- Stated problem -
Repeat the material in full. Keep every line exactly as it is.

- Provided data -
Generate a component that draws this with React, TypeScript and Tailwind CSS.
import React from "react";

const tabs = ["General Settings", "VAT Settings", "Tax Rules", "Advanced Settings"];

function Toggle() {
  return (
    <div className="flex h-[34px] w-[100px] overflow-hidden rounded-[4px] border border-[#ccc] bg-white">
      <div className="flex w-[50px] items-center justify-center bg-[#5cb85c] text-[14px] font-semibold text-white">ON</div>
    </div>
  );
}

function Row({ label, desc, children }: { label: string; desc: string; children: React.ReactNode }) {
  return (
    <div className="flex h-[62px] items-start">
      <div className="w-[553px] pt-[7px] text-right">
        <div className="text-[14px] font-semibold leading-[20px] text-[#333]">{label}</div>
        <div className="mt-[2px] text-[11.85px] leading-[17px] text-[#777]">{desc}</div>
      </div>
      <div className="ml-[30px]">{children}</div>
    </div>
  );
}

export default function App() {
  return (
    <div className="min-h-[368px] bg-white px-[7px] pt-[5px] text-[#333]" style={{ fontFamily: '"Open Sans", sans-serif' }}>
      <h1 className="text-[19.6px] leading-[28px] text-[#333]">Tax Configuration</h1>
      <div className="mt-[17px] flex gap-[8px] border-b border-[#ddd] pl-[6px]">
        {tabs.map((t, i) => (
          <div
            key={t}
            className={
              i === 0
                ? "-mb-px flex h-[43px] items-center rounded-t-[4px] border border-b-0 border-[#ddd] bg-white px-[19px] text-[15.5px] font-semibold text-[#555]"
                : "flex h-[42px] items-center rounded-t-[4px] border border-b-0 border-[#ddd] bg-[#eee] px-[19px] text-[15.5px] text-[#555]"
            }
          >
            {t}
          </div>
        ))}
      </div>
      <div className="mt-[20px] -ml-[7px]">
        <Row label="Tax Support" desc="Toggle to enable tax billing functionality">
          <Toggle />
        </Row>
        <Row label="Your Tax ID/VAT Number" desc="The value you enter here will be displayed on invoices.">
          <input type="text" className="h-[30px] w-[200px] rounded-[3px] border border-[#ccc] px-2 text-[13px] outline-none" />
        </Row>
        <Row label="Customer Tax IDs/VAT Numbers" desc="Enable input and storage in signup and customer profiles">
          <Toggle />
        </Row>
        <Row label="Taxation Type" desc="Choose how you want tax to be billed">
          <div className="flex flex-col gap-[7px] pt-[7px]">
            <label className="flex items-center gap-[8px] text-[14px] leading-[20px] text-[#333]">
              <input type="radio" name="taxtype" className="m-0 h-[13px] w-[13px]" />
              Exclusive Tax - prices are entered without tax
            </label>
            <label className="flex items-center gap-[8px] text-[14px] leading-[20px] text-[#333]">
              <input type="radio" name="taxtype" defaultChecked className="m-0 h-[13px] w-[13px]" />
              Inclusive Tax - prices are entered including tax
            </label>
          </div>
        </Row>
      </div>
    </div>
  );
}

- Correct output -
Generate a component that draws this with React, TypeScript and Tailwind CSS.
import React from "react";

const tabs = ["General Settings", "VAT Settings", "Tax Rules", "Advanced Settings"];

function Toggle() {
  return (
    <div className="flex h-[34px] w-[100px] overflow-hidden rounded-[4px] border border-[#ccc] bg-white">
      <div className="flex w-[50px] items-center justify-center bg-[#5cb85c] text-[14px] font-semibold text-white">ON</div>
    </div>
  );
}

function Row({ label, desc, children }: { label: string; desc: string; children: React.ReactNode }) {
  return (
    <div className="flex h-[62px] items-start">
      <div className="w-[553px] pt-[7px] text-right">
        <div className="text-[14px] font-semibold leading-[20px] text-[#333]">{label}</div>
        <div className="mt-[2px] text-[11.85px] leading-[17px] text-[#777]">{desc}</div>
      </div>
      <div className="ml-[30px]">{children}</div>
    </div>
  );
}

export default function App() {
  return (
    <div className="min-h-[368px] bg-white px-[7px] pt-[5px] text-[#333]" style={{ fontFamily: '"Open Sans", sans-serif' }}>
      <h1 className="text-[19.6px] leading-[28px] text-[#333]">Tax Configuration</h1>
      <div className="mt-[17px] flex gap-[8px] border-b border-[#ddd] pl-[6px]">
        {tabs.map((t, i) => (
          <div
            key={t}
            className={
              i === 0
                ? "-mb-px flex h-[43px] items-center rounded-t-[4px] border border-b-0 border-[#ddd] bg-white px-[19px] text-[15.5px] font-semibold text-[#555]"
                : "flex h-[42px] items-center rounded-t-[4px] border border-b-0 border-[#ddd] bg-[#eee] px-[19px] text-[15.5px] text-[#555]"
            }
          >
            {t}
          </div>
        ))}
      </div>
      <div className="mt-[20px] -ml-[7px]">
        <Row label="Tax Support" desc="Toggle to enable tax billing functionality">
          <Toggle />
        </Row>
        <Row label="Your Tax ID/VAT Number" desc="The value you enter here will be displayed on invoices.">
          <input type="text" className="h-[30px] w-[200px] rounded-[3px] border border-[#ccc] px-2 text-[13px] outline-none" />
        </Row>
        <Row label="Customer Tax IDs/VAT Numbers" desc="Enable input and storage in signup and customer profiles">
          <Toggle />
        </Row>
        <Row label="Taxation Type" desc="Choose how you want tax to be billed">
          <div className="flex flex-col gap-[7px] pt-[7px]">
            <label className="flex items-center gap-[8px] text-[14px] leading-[20px] text-[#333]">
              <input type="radio" name="taxtype" className="m-0 h-[13px] w-[13px]" />
              Exclusive Tax - prices are entered without tax
            </label>
            <label className="flex items-center gap-[8px] text-[14px] leading-[20px] text-[#333]">
              <input type="radio" name="taxtype" defaultChecked className="m-0 h-[13px] w-[13px]" />
              Inclusive Tax - prices are entered including tax
            </label>
          </div>
        </Row>
      </div>
    </div>
  );
}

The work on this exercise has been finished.